--- Provided data ---

::::

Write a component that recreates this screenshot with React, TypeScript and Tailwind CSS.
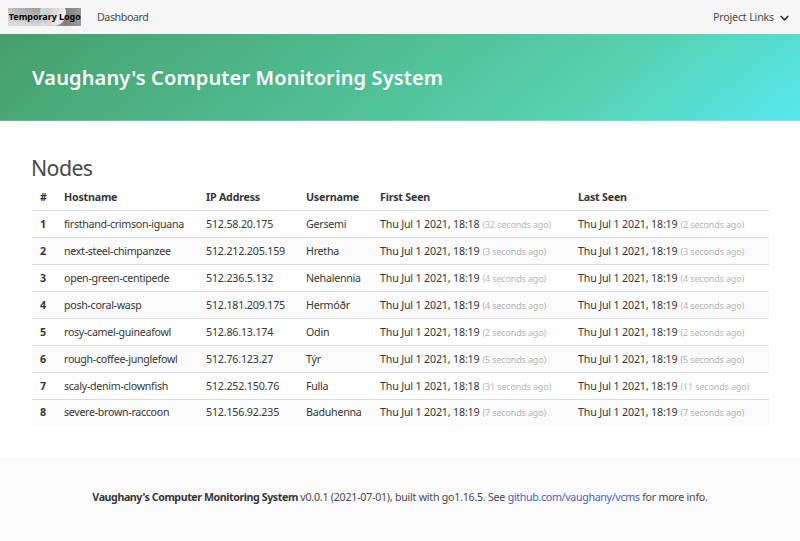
import React from "react";

type Node = {
  host: string;
  ip: string;
  user: string;
  first: string;
  firstAgo: string;
  last: string;
  lastAgo: string;
};

const D = "Thu Jul 1 2021, 18:";

const nodes: Node[] = [
  { host: "firsthand-crimson-iguana", ip: "512.58.20.175", user: "Gersemi", first: D + "18", firstAgo: "(32 seconds ago)", last: D + "19", lastAgo: "(2 seconds ago)" },
  { host: "next-steel-chimpanzee", ip: "512.212.205.159", user: "Hretha", first: D + "19", firstAgo: "(3 seconds ago)", last: D + "19", lastAgo: "(3 seconds ago)" },
  { host: "open-green-centipede", ip: "512.236.5.132", user: "Nehalennia", first: D + "19", firstAgo: "(4 seconds ago)", last: D + "19", lastAgo: "(4 seconds ago)" },
  { host: "posh-coral-wasp", ip: "512.181.209.175", user: "Hermóðr", first: D + "19", firstAgo: "(4 seconds ago)", last: D + "19", lastAgo: "(4 seconds ago)" },
  { host: "rosy-camel-guineafowl", ip: "512.86.13.174", user: "Odin", first: D + "19", firstAgo: "(2 seconds ago)", last: D + "19", lastAgo: "(2 seconds ago)" },
  { host: "rough-coffee-junglefowl", ip: "512.76.123.27", user: "Týr", first: D + "19", firstAgo: "(5 seconds ago)", last: D + "19", lastAgo: "(5 seconds ago)" },
  { host: "scaly-denim-clownfish", ip: "512.252.150.76", user: "Fulla", first: D + "18", firstAgo: "(31 seconds ago)", last: D + "19", lastAgo: "(11 seconds ago)" },
  { host: "severe-brown-raccoon", ip: "512.156.92.235", user: "Baduhenna", first: D + "19", firstAgo: "(7 seconds ago)", last: D + "19", lastAgo: "(7 seconds ago)" },
];

function Logo() {
  return (
    <svg width="73" height="18" viewBox="0 0 73 18" className="block overflow-visible">
      <defs>
        <linearGradient id="lg" x1="0" x2="1" y1="0" y2="0">
          <stop offset="0" stopColor="#bcbcbc" />
          <stop offset="0.42" stopColor="#8c8c8c" />
          <stop offset="0.5" stopColor="#a8a8a8" />
          <stop offset="0.8" stopColor="#808080" />
          <stop offset="1" stopColor="#9c9c9c" />
        </linearGradient>
        <linearGradient id="disc" x1="0" x2="1" y1="0" y2="0.4">
          <stop offset="0" stopColor="#d8d8d8" />
          <stop offset="0.45" stopColor="#cdcdcd" />
          <stop offset="1" stopColor="#f0f0f0" />
        </linearGradient>
        <linearGradient id="shade" x1="0" x2="0.3" y1="0" y2="1">
          <stop offset="0" stopColor="#ffffff" stopOpacity="0" />
          <stop offset="1" stopColor="#ffffff" stopOpacity="0.6" />
        </linearGradient>
        <clipPath id="frame">
          <rect width="73" height="18" />
        </clipPath>
      </defs>
      <rect width="73" height="18" fill="url(#lg)" />
      <rect width="42" height="18" fill="url(#shade)" />
      <circle cx="45" cy="5" r="13" fill="url(#disc)" clipPath="url(#frame)" />
      <text x="0.8" y="12" textLength="72" lengthAdjust="spacingAndGlyphs" fontFamily="Noto Sans, Open Sans, sans-serif" fontWeight="700" fontSize="9.6" fill="#000">Temporary Logo</text>
    </svg>
  );
}

function Seen({ at, ago }: { at: string; ago: string }) {
  return (
    <td className="whitespace-nowrap px-2">
      <div className="flex h-4 items-baseline">
        <span className="w-[102.5px] tracking-[-0.17px]">{at}</span>
        <span className="text-[9px] leading-none tracking-[-0.15px] text-[#b5b5b5]">{ago}</span>
      </div>
    </td>
  );
}

export default function App() {
  return (
    <div className="flex h-[541px] w-[800px] flex-col overflow-hidden bg-white font-['Noto_Sans','Open_Sans',sans-serif] text-[10.67px] leading-4 text-[#363636]">
      <nav className="flex h-[34px] shrink-0 items-center bg-[#f5f5f5] pl-2 pr-[11px] text-[#4a4a4a]">
        <Logo />
        <span className="ml-4 tracking-[-0.42px]">Dashboard</span>
        <span className="ml-auto tracking-[-0.17px]">Project Links</span>
        <svg width="9" height="7" viewBox="0 0 9 7" className="ml-1.5 mt-0.5" fill="none" stroke="#363636" strokeWidth="1.7" strokeLinecap="round" strokeLinejoin="round">
          <path d="M1.2 1.5l3.3 3.3 3.3-3.3" />
        </svg>
      </nav>

      <header className="flex h-[87px] shrink-0 items-center border-b border-white/20 bg-[linear-gradient(141deg,#469f6a_0%,#56d0ad_71%,#57e8ee_100%)] bg-origin-border px-8 pt-0.5">
        <h1 className="whitespace-nowrap text-[20px] font-semibold leading-6 tracking-[0.13px] text-white">
          Vaughany's Computer Monitoring System
        </h1>
      </header>

      <main className="h-[337px] shrink-0 pl-8 pr-[31px] pt-[35px]">
        <h2 className="-ml-px h-[27px] text-[21.33px] leading-6 tracking-[-0.6px] text-[#4a4a4a]">Nodes</h2>
        <table className="w-[737px] table-fixed border-collapse text-left">
          <colgroup>
            <col className="w-[24px]" />
            <col className="w-[142px]" />
            <col className="w-[100px]" />
            <col className="w-[74px]" />
            <col className="w-[198px]" />
            <col className="w-[199px]" />
          </colgroup>
          <thead>
            <tr className="h-[27px] border-b border-[#dbdbdb] tracking-[-0.2px]">
              <th className="px-2 pt-0.5">#</th>
              <th className="px-2 pt-0.5">Hostname</th>
              <th className="px-2 pt-0.5">IP Address</th>
              <th className="px-2 pt-0.5">Username</th>
              <th className="px-2 pt-0.5">First Seen</th>
              <th className="px-2 pt-0.5">Last Seen</th>
            </tr>
          </thead>
          <tbody>
            {nodes.map((n, i) => (
              <tr key={n.host} className="h-[27px] border-b border-[#dbdbdb] even:bg-[#fafafa] last:h-[26px] last:border-0">
                <th className="px-2">{i + 1}</th>
                <td className="whitespace-nowrap px-2 tracking-[-0.3px]">{n.host}</td>
                <td className="whitespace-nowrap px-2 tracking-[-0.18px]">{n.ip}</td>
                <td className="whitespace-nowrap px-2 tracking-[-0.25px]">{n.user}</td>
                <Seen at={n.first} ago={n.firstAgo} />
                <Seen at={n.last} ago={n.lastAgo} />
              </tr>
            ))}
          </tbody>
        </table>
      </main>

      <footer className="flex-1 bg-[#fafafa] pt-[31px] text-center text-[#4a4a4a]">
        <p className="whitespace-nowrap tracking-[-0.25px]">
          <strong className="font-bold tracking-[-0.43px] text-[#363636]">Vaughany's Computer Monitoring System</strong> v0.0.1 (2021-07-01), built with go1.16.5. See{" "}
          <a className="tracking-[-0.33px] text-[#485fc7]">github.com/vaughany/vcms</a> for more info.
        </p>
      </footer>
    </div>
  );
}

::::

--- Task brief ---
Pick out all lines from the data above in which the word "React" appears.

--- Finished answer ---
Write a component that recreates this screenshot with React, TypeScript and Tailwind CSS.
import React from "react";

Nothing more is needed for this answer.